The nuns survived this latest military encounter without harm and continued to live in peace. The rest of Abbess Mandeville’s tenure passed mostly uneventfully. The impoverished community continued to struggle with few new vocations. Two more nuns joined the community under Abbess Mandeville, and one beloved older sister died. Mandeville herself died on November 27, 1760.
Dame Mary Bernard Dalton succeeded Mandeville as abbess and led the community for 23 relatively peaceful years. In 1766, she enrolled the community in the Confraternity of the Sacred Heart in Bruges, which formalized the community’s longstanding devotion to the Sacred Heart. In fact, the Irish Dames at Ypres claimed to have introduced Belgium as a whole to this particular devotion, which honors Jesus’s physical heart—often depicted as flaming, pierced by a lance, and encircled in a crown of thorns—as a representation of the gift of God’s merciful love for humanity in the Incarnation. In practice, the devotion is expressed in particular prayers and hymns including the Salutation to the Sacred Heart and the Litany of the Sacred Heart. The community’s devotion continues today and is most visible in the statue of the Sacred Heart of Jesus that stands roughly halfway up the mountain behind Kylemore Abbey.
Abbess Dalton, like many of her predecessors, struggled to recruit new sisters.
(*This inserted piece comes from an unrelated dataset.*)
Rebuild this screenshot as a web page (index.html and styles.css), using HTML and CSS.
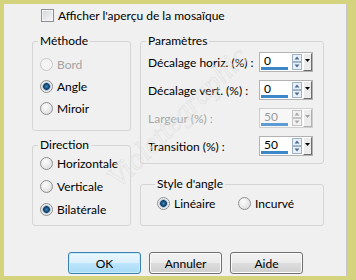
FILE: index.html
```html
<!DOCTYPE html>
<html lang="fr">
<head>
    <meta charset="UTF-8">
    <title>Mosaïque - Angle</title>
    <link rel="stylesheet" href="styles.css">
</head>
<body>
    <div class="frame">
        <div class="dialog">
            <label class="check-row"><span class="checkbox"></span>Afficher l'aperçu de la mosaïque</label>

            <div class="columns">
                <div class="col-left">
                    <fieldset class="group group-methode">
                        <legend>Méthode</legend>
                        <div class="radio-row disabled"><span class="radio"></span>Bord</div>
                        <div class="radio-row"><span class="radio checked"></span>Angle</div>
                        <div class="radio-row"><span class="radio"></span>Miroir</div>
                    </fieldset>
                    <fieldset class="group group-direction">
                        <legend>Direction</legend>
                        <div class="radio-row"><span class="radio"></span>Horizontale</div>
                        <div class="radio-row"><span class="radio"></span>Verticale</div>
                        <div class="radio-row"><span class="radio checked"></span>Bilatérale</div>
                    </fieldset>
                </div>

                <div class="col-right">
                    <fieldset class="group group-params">
                        <legend>Paramètres</legend>
                        <div class="spin-row">
                            <span class="spin-label">Décalage horiz. (%) :</span>
                            <div class="spin">
                                <span class="spin-value">0</span>
                                <svg class="spin-arrows" width="10" height="16" viewBox="0 0 10 16"><rect x="0.5" y="0.5" width="9" height="7" fill="#e9f0f7" stroke="#9fb3c8"/><rect x="0.5" y="8.5" width="9" height="7" fill="#e9f0f7" stroke="#9fb3c8"/><path d="M2.5 5.5 L5 2.5 L7.5 5.5Z" fill="#4b6d93"/><path d="M2.5 10.5 L5 13.5 L7.5 10.5Z" fill="#4b6d93"/></svg>
                                <span class="spin-drop"><svg width="5" height="3" viewBox="0 0 5 3"><path d="M0 0H5L2.5 3Z" fill="#000"/></svg></span>
                            </div>
                        </div>
                        <div class="spin-row">
                            <span class="spin-label">Décalage vert. (%) :</span>
                            <div class="spin">
                                <span class="spin-value">0</span>
                                <svg class="spin-arrows" width="10" height="16" viewBox="0 0 10 16"><rect x="0.5" y="0.5" width="9" height="7" fill="#e9f0f7" stroke="#9fb3c8"/><rect x="0.5" y="8.5" width="9" height="7" fill="#e9f0f7" stroke="#9fb3c8"/><path d="M2.5 5.5 L5 2.5 L7.5 5.5Z" fill="#4b6d93"/><path d="M2.5 10.5 L5 13.5 L7.5 10.5Z" fill="#4b6d93"/></svg>
                                <span class="spin-drop"><svg width="5" height="3" viewBox="0 0 5 3"><path d="M0 0H5L2.5 3Z" fill="#000"/></svg></span>
                            </div>
                        </div>
                        <div class="spin-row disabled">
                            <span class="spin-label">Largeur (%) :</span>
                            <div class="spin">
                                <span class="spin-value">50</span>
                                <svg class="spin-arrows" width="10" height="16" viewBox="0 0 10 16"><rect x="0.5" y="0.5" width="9" height="7" fill="#f2f2f2" stroke="#c4c4c4"/><rect x="0.5" y="8.5" width="9" height="7" fill="#f2f2f2" stroke="#c4c4c4"/><path d="M2.5 5.5 L5 2.5 L7.5 5.5Z" fill="#a8a8a8"/><path d="M2.5 10.5 L5 13.5 L7.5 10.5Z" fill="#a8a8a8"/></svg>
                                <span class="spin-drop"><svg width="5" height="3" viewBox="0 0 5 3"><path d="M0 0H5L2.5 3Z" fill="#a0a0a0"/></svg></span>
                            </div>
                        </div>
                        <div class="spin-row">
                            <span class="spin-label">Transition (%) :</span>
                            <div class="spin">
                                <span class="spin-value">50</span>
                                <svg class="spin-arrows" width="10" height="16" viewBox="0 0 10 16"><rect x="0.5" y="0.5" width="9" height="7" fill="#e9f0f7" stroke="#9fb3c8"/><rect x="0.5" y="8.5" width="9" height="7" fill="#e9f0f7" stroke="#9fb3c8"/><path d="M2.5 5.5 L5 2.5 L7.5 5.5Z" fill="#4b6d93"/><path d="M2.5 10.5 L5 13.5 L7.5 10.5Z" fill="#4b6d93"/></svg>
                                <span class="spin-drop"><svg width="5" height="3" viewBox="0 0 5 3"><path d="M0 0H5L2.5 3Z" fill="#000"/></svg></span>
                            </div>
                        </div>
                    </fieldset>
                    <fieldset class="group group-style">
                        <legend>Style d'angle</legend>
                        <div class="style-row">
                            <div class="radio-row style-item"><span class="radio checked"></span>Linéaire</div>
                            <div class="radio-row"><span class="radio"></span>Incurvé</div>
                        </div>
                    </fieldset>
                </div>
            </div>

            <div class="buttons">
                <button class="btn default">OK</button>
                <button class="btn">Annuler</button>
                <button class="btn">Aide</button>
            </div>
        </div>
        <span class="watermark">Violettegraphic</span>
    </div>
</body>
</html>
```

FILE: styles.css
```css
* {
    box-sizing: border-box;
}

body {
    margin: 0;
    font-family: Lato, "Noto Sans", sans-serif;
    font-size: 12px;
    color: #000;
}

.frame {
    position: relative;
    width: 356px;
    height: 280px;
    padding: 4px 9px 4px 4px;
    background-color: #d5d37d;
    overflow: hidden;
}

.dialog {
    height: 100%;
    padding-top: 4px;
    background-color: #f0f0f0;
    box-shadow: inset -1px 0 #c4c4c4;
}

.check-row {
    display: flex;
    align-items: center;
    height: 15px;
    margin-left: 37px;
}

.checkbox {
    width: 13px;
    height: 13px;
    margin-right: 4px;
    border: 1px solid #8e8f8f;
    background: linear-gradient(135deg, #d2d5da, #f8f8f8);
    box-shadow: inset 0 0 0 1px #f4f4f4;
}

.columns {
    display: flex;
    gap: 9px;
    margin: 11px 0 0 28px;
}

.col-left {
    display: flex;
    flex-direction: column;
    gap: 7px;
    width: 99px;
}

.col-right {
    display: flex;
    flex-direction: column;
    gap: 13px;
    width: 184px;
}

.group {
    min-width: 0;
    margin: 0;
    border: 1px solid #d5d5d5;
    border-radius: 3px;
}

.group legend {
    margin-left: -2px;
    padding: 0 2px;
    line-height: 14px;
}

.group-methode {
    padding: 5px 7px 11px;
}

.group-direction {
    padding: 0 7px 4px;
}

.group-direction .radio-row {
    height: 23px;
}

.group-params {
    display: flex;
    flex-direction: column;
    gap: 8px;
    padding: 4px 10px 7px 7px;
}

.group-style {
    padding: 1px 7px 11px 16px;
}

.radio-row {
    display: flex;
    align-items: center;
    height: 22px;
}

.radio-row.disabled {
    color: #a3a3a3;
}

.radio {
    flex: none;
    width: 13px;
    height: 13px;
    margin-right: 4px;
    border: 1px solid #8e8f8f;
    border-radius: 50%;
    background: radial-gradient(circle at 40% 35%, #fdfdfd, #d6d6d6);
}

.radio.checked {
    background: radial-gradient(circle, #3f8ccb 0, #1b4f7e 2px, #123c63 3px, #86a9c6 3.6px, #e6e6e6 4.5px, #f7f7f7 6px);
}

.disabled .radio {
    border-color: #c9c9c9;
    background: #f4f4f4;
}

.style-row {
    display: flex;
}

.style-item {
    width: 81px;
}

.spin-row {
    display: flex;
    align-items: center;
    height: 20px;
}

.spin-label {
    width: 111px;
    white-space: nowrap;
}

.spin-row.disabled .spin-label {
    color: #a6a6a6;
}

.spin {
    display: flex;
    align-items: flex-start;
    width: 54px;
    height: 20px;
    border: 1px solid #b3b3b3;
    background-color: #fff;
}

.spin-value {
    width: 27px;
    height: 17px;
    margin: 0 4px 0 1px;
    padding-left: 3px;
    line-height: 15px;
    border-bottom: 3px solid #3d87c8;
}

.spin-arrows {
    margin-top: 1px;
}

.spin-drop {
    display: flex;
    justify-content: center;
    width: 9px;
    height: 18px;
    margin-left: 1px;
    padding-top: 5px;
    border-top: 1px solid #fff;
    border-left: 1px solid #fff;
    border-right: 1px solid #6d6d6d;
    border-bottom: 1px solid #6d6d6d;
    background-color: #ececec;
}

.spin-row.disabled .spin {
    border-color: #cfcfcf;
    background-color: #f7f7f7;
}

.spin-row.disabled .spin-value {
    color: #9a9a9a;
    border-bottom-color: #5c9bd3;
}

.spin-row.disabled .spin-drop {
    border-right-color: #b0b0b0;
    border-bottom-color: #b0b0b0;
}

.buttons {
    display: flex;
    gap: 8px;
    margin-top: 26px;
    padding-left: 64px;
}

.btn {
    width: 73px;
    height: 22px;
    padding: 0;
    font: inherit;
    color: #000;
    border: 1px solid #707070;
    border-radius: 3px;
    background: linear-gradient(#f2f2f2 0, #ebebeb 50%, #dddddd 51%, #cfcfcf 100%);
    box-shadow: inset 0 0 0 1px #fbfbfb;
}

.btn.default {
    border-color: #3c7fb1;
    background: linear-gradient(#eaf6fd 0, #d9f0fc 50%, #bee6fd 51%, #a7d9f5 100%);
    box-shadow: inset 0 0 0 1px #c6ecfb;
}

.watermark {
    position: absolute;
    left: 85px;
    top: 100px;
    font-family: "Liberation Serif", serif;
    font-style: italic;
    font-size: 30px;
    color: transparent;
    -webkit-text-stroke: 0.5px #dedede;
    transform: rotate(-45deg);
    pointer-events: none;
}
```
In the last several years of her tenure, though, eight women joined the community, even as dark days loomed on the horizon.
Facing the French Revolution
Following Dalton’s death in 1783, the community unanimously elected the young Dame Scholastica Lynch as abbess. Six years into her tenure, the French Revolution erupted, though violence would not reach Belgium until 1792.
On January 13, 1793, invading French troops reached the front door of the Benedictine Abbey at Ypres. Some 40 to 50 soldiers demanded entrance into the enclosure. Abbess Lynch refused. The troops, threatening to fire their cannons on the abbey, broke down the doors and searched the house for anything of value. They drank heavily at the abbey that night and slept in the outer parlor. The next morning, the nuns learned that an Irish general commanded these troops, so Abbess Lynch contacted him to seek relief. The general, Irish Republican James O’Moran, apologized for his unruly soldiers and paid for the damages they had caused.
The Irish Dames averted disaster, but the French Revolution would visit their peaceful enclosure again the following year. The French surrounded Ypres in June 1794, and laid siege to the town for 15 days. Several bombs fell into the convent garden, which was situated dangerously close to the ramparts. One of the explosions set fire to surrounding houses, killing several residents.
The French Republic officially took control of Ypres on June 19, 1794. By October, they had taken over all of Belgium. The Irish Dames continued their peaceful existence, despite persistent harassment from occupying French troops. Abbess Lynch even received five new choir nuns and one new lay sister before her death on June 22, 1799, at just 46 years old. During her tenure, the Ypres Abbey was spared the worst of the revolution’s violence, but the other English-speaking Benedictine communities were not so fortunate. By the end of the French Revolution, Ypres was the only surviving monastery in the Low Countries.
The official annals of the Ypres community end in 1810, so historians know little about the final 20 years of the leadership of Abbess Brigid Bernard Lynch (Scholastica’s sister and successor). By 1810, though, the community had grown to include 10 choir Dames and four lay sisters.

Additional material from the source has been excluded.